Of the one billion slum dwellers in the world today, it is estimated that more than 70% are under the age of 30. These young people have few resources available to improve their own living environments. There are many youth-led initiatives in slums and squatter settlements around the world that require support in their efforts to transform their communities.
UN-HABITAT invites young people based in cities or towns from the developing world to apply for grants from the fund. Applications open on February 15th 2012 and the deadline for applications is April 15th 2012. More information and details are available at
This initiative sprang from the 21st session of the UN-HABITAT Governing Council in 2007 and has so far awarded grants to 172 projects led by young people from all over the world.
Many of the project ideas have been aimed at alleviating poverty, improving employment opportunities, improving the environment and increasing youth participation in decision-making. The fund promotes the poverty-reduction aims of the Millennium Development Goals, and the Habitat Agenda for better, more sustainable and equitable towns and cities throughout the developing world.

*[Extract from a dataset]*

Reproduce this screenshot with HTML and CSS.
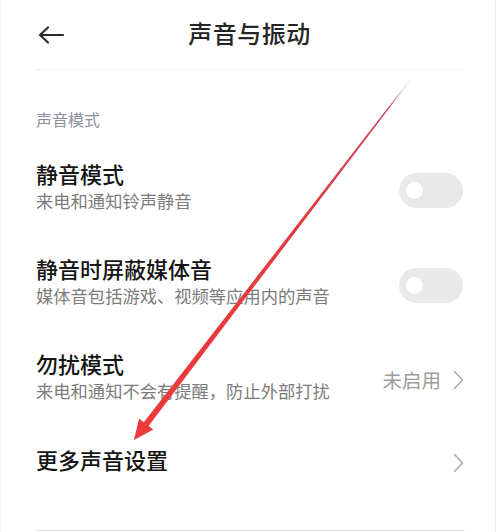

In his message for International Youth Day 2011, the UN Secretary General Ban Ki-moon stated that "far too many of the world's more than one billion young people lack the education, freedom and opportunities they deserve. Yet despite these constraints – and in some cases because of them – young people are mobilizing in growing numbers to build a better future. The international community must continue to work together to expand the horizons of opportunity for these young women and men and answer their legitimate demands for dignity, development and decent work."